··· Given data
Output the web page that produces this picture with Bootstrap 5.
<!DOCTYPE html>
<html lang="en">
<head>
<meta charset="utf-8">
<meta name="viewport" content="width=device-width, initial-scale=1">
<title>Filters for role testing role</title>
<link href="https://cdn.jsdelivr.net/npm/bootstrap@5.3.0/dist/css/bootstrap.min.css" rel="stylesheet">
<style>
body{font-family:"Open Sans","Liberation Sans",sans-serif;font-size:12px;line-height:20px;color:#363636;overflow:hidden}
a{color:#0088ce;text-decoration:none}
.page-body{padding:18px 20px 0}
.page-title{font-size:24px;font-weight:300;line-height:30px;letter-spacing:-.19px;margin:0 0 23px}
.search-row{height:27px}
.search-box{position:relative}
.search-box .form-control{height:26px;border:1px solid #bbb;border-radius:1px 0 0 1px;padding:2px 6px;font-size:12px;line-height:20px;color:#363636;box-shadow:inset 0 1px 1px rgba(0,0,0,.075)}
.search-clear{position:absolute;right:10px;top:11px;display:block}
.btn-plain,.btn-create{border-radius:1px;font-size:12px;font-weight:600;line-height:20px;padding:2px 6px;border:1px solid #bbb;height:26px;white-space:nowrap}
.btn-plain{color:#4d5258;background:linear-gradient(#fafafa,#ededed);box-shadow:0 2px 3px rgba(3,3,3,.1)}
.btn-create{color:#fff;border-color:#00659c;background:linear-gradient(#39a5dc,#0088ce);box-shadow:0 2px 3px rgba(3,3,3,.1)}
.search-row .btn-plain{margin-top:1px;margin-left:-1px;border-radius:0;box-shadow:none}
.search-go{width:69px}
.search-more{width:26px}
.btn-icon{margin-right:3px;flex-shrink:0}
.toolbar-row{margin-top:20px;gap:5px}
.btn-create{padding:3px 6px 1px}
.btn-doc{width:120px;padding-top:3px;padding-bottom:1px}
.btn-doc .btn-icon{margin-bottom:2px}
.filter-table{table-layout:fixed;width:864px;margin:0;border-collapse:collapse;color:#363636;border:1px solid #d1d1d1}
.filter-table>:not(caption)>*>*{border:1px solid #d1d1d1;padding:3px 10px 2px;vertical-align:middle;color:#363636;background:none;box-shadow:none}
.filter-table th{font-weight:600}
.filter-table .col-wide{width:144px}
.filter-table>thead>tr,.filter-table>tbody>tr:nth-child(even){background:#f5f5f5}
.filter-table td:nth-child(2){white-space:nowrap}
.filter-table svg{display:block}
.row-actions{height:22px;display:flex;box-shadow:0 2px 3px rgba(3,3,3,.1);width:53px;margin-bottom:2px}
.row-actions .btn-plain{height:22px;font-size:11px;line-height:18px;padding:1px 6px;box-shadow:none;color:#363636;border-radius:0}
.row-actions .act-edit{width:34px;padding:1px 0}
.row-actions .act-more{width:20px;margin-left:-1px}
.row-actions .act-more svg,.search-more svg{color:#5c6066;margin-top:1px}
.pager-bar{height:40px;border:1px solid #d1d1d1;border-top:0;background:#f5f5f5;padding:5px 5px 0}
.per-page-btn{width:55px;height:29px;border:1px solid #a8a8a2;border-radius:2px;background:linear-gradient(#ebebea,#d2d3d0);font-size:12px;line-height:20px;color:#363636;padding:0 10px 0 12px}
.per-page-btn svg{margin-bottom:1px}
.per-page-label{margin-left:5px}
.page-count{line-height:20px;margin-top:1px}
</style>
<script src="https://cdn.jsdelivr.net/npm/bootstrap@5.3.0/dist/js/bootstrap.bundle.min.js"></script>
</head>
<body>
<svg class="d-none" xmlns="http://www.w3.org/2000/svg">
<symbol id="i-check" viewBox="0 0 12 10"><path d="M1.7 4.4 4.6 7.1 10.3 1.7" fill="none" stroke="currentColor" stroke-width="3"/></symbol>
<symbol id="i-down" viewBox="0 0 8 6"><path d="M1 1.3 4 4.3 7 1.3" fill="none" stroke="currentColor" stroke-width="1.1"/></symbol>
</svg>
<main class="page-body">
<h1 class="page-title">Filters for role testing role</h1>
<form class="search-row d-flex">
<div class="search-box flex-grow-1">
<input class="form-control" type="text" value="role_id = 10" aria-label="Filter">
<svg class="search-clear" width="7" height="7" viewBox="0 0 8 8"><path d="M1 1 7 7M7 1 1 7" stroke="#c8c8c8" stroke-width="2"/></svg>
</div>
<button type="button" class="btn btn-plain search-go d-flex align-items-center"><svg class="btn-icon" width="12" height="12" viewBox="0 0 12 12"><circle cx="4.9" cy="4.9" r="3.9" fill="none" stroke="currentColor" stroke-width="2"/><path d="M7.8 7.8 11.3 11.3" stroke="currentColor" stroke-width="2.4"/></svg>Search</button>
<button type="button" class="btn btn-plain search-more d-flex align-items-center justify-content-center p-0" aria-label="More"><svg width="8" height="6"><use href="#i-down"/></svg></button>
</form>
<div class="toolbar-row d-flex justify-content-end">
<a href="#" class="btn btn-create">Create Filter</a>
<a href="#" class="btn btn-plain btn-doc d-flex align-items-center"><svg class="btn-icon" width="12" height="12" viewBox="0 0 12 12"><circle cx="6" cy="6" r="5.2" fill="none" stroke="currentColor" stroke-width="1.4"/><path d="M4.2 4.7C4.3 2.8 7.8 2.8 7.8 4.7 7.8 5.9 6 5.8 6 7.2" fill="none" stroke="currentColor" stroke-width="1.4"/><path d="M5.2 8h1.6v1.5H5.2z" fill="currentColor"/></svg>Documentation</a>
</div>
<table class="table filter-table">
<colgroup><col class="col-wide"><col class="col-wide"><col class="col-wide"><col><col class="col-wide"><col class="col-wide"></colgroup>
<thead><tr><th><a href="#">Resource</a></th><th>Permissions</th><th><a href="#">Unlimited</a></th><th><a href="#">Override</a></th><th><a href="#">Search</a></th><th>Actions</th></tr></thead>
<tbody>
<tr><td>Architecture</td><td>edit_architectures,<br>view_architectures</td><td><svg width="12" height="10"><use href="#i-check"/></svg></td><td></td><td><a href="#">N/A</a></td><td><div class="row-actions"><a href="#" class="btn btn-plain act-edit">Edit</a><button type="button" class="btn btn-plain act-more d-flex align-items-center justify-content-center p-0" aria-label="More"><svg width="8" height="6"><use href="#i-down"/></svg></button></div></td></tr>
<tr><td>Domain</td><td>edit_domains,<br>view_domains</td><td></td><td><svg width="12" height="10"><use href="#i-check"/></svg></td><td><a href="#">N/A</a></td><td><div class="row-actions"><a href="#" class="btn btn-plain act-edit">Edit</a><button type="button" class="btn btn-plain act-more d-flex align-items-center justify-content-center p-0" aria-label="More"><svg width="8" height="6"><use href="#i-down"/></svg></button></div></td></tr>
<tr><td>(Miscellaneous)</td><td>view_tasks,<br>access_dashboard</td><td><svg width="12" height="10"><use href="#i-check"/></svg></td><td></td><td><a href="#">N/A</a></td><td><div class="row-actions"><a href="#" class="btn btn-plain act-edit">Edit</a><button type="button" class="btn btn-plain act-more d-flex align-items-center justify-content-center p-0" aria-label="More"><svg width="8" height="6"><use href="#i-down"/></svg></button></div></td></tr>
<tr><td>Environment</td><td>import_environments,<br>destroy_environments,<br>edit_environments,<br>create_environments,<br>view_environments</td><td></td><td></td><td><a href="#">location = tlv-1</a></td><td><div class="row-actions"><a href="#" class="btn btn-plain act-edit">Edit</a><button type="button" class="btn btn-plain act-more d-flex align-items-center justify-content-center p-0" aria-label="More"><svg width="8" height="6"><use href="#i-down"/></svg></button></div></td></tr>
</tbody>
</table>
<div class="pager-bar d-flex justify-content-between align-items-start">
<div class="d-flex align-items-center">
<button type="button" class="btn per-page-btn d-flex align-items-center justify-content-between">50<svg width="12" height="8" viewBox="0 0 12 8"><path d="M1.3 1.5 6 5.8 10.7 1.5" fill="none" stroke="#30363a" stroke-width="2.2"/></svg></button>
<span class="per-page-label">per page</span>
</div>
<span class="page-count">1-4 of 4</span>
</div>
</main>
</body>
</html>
······
··· Given data
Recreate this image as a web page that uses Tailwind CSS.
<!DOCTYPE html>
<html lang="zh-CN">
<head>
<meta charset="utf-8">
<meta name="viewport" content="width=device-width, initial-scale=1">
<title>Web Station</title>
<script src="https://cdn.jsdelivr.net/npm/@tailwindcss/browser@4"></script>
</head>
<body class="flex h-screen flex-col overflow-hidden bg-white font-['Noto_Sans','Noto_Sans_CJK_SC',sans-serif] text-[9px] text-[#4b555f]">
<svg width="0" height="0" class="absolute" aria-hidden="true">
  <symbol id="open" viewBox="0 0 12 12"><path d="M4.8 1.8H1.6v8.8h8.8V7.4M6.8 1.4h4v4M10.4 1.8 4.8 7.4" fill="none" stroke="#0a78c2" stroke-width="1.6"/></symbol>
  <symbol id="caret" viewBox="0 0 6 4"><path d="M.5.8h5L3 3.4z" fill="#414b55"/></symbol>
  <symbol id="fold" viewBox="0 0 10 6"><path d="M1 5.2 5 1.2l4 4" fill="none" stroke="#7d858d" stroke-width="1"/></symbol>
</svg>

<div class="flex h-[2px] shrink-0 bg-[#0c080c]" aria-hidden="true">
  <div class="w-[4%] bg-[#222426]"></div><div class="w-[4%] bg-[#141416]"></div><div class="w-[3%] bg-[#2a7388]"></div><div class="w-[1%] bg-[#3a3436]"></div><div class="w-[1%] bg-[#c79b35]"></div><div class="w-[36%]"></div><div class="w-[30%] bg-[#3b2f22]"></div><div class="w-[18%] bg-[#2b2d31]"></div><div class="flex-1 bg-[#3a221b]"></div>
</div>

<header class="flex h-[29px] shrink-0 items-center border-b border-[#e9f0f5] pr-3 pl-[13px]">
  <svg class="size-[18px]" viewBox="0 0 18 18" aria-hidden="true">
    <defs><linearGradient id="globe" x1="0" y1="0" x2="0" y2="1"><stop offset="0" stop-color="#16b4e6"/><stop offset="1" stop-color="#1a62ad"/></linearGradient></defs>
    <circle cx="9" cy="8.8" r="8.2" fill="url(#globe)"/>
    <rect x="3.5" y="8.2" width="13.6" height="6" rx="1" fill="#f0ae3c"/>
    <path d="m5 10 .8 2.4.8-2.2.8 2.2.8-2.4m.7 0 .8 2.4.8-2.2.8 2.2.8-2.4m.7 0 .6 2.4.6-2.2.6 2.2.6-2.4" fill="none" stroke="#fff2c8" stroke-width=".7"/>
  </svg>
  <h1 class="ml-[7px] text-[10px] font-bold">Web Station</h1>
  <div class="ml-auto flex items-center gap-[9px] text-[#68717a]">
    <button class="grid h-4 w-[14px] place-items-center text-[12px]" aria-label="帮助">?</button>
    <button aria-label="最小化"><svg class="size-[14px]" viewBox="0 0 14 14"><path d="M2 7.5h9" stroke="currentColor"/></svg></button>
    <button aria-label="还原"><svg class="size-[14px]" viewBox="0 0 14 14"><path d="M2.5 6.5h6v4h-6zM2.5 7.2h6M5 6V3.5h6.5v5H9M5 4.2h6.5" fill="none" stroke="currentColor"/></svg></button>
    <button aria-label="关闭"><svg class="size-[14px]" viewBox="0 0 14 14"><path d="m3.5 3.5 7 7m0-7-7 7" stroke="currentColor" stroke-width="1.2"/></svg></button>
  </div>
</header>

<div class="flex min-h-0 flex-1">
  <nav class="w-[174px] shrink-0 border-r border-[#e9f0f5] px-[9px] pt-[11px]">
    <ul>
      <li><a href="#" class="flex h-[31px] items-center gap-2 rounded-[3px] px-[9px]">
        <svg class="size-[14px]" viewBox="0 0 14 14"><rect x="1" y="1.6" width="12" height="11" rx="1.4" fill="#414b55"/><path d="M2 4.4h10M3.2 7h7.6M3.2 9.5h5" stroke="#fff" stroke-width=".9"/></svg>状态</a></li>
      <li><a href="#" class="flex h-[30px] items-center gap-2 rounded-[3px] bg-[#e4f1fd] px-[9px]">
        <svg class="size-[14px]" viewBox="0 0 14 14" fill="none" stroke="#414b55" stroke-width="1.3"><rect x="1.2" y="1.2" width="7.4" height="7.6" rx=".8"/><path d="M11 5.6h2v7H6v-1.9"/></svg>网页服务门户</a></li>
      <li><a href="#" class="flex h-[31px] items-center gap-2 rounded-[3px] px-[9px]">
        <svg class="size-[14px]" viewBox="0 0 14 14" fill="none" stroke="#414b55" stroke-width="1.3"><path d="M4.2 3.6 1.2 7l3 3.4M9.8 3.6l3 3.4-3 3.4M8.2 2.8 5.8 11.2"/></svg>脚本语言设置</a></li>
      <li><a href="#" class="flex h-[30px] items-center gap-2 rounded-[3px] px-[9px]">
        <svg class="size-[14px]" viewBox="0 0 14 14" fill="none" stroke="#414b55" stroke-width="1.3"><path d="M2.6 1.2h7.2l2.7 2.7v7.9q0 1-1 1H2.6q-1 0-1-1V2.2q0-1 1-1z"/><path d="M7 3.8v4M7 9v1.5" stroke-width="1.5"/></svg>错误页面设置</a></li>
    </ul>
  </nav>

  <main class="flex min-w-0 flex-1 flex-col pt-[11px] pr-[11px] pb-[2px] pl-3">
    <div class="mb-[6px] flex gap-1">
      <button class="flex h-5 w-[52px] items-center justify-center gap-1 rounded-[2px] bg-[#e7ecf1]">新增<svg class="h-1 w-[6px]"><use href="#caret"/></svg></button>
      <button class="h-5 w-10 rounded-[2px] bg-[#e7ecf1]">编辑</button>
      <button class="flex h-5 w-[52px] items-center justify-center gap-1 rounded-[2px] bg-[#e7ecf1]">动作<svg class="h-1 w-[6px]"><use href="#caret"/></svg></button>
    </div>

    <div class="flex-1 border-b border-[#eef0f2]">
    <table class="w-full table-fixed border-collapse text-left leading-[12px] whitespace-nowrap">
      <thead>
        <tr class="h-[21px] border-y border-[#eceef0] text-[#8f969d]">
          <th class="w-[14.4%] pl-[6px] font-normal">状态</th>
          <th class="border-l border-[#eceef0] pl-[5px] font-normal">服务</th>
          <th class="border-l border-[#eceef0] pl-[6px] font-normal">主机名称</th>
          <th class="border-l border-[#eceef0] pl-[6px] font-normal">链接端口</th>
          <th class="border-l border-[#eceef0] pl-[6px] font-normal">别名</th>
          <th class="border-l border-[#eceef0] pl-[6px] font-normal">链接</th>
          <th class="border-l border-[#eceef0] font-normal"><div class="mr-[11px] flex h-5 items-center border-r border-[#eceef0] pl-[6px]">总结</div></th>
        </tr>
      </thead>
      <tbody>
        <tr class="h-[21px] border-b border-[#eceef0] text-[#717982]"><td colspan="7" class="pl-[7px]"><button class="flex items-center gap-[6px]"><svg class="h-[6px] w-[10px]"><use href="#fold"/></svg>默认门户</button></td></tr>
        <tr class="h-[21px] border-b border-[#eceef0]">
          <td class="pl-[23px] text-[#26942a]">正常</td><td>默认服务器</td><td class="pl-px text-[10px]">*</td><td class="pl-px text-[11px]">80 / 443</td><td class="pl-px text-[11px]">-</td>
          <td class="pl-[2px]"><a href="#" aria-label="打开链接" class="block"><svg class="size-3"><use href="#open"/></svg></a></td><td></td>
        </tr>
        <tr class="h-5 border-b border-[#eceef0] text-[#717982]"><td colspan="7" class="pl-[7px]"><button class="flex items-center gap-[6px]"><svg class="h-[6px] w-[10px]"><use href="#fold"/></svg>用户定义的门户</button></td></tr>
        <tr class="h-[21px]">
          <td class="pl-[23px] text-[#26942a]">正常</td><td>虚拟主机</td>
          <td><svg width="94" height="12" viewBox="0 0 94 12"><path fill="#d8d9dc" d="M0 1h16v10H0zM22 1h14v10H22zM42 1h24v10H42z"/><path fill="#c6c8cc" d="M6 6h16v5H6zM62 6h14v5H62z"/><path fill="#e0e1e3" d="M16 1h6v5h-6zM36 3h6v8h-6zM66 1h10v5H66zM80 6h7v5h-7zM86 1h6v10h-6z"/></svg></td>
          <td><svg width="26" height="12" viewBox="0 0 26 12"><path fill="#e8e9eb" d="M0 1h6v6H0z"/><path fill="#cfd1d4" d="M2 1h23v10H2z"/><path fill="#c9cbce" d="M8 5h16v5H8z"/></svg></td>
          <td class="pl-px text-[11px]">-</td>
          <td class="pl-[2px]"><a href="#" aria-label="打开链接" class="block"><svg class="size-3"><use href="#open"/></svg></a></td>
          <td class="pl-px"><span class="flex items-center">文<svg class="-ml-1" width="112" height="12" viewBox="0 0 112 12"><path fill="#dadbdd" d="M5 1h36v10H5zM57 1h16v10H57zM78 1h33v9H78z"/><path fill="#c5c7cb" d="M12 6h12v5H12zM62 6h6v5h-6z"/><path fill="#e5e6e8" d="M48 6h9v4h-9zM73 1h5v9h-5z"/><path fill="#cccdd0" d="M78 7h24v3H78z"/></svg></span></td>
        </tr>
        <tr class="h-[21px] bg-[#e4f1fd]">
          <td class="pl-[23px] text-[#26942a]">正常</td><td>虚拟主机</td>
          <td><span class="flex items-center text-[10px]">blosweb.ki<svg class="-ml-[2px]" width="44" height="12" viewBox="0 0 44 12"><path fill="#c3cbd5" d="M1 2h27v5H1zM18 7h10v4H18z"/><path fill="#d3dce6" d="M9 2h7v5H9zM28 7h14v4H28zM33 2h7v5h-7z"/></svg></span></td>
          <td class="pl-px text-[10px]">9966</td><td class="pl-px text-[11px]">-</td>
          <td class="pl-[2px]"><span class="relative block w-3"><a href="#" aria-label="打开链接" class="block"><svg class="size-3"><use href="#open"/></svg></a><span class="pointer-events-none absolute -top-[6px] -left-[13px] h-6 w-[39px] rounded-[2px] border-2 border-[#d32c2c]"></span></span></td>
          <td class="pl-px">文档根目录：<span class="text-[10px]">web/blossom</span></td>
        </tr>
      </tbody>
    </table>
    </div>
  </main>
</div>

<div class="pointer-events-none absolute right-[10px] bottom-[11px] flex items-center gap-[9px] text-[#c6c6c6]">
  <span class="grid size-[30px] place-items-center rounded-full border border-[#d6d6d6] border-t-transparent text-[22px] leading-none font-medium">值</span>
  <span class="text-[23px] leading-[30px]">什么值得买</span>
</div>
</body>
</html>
······
● **Directive**
Return each line that includes "this".

● **Solution below**
Output the web page that produces this picture with Bootstrap 5.
Recreate this image as a web page that uses Tailwind CSS.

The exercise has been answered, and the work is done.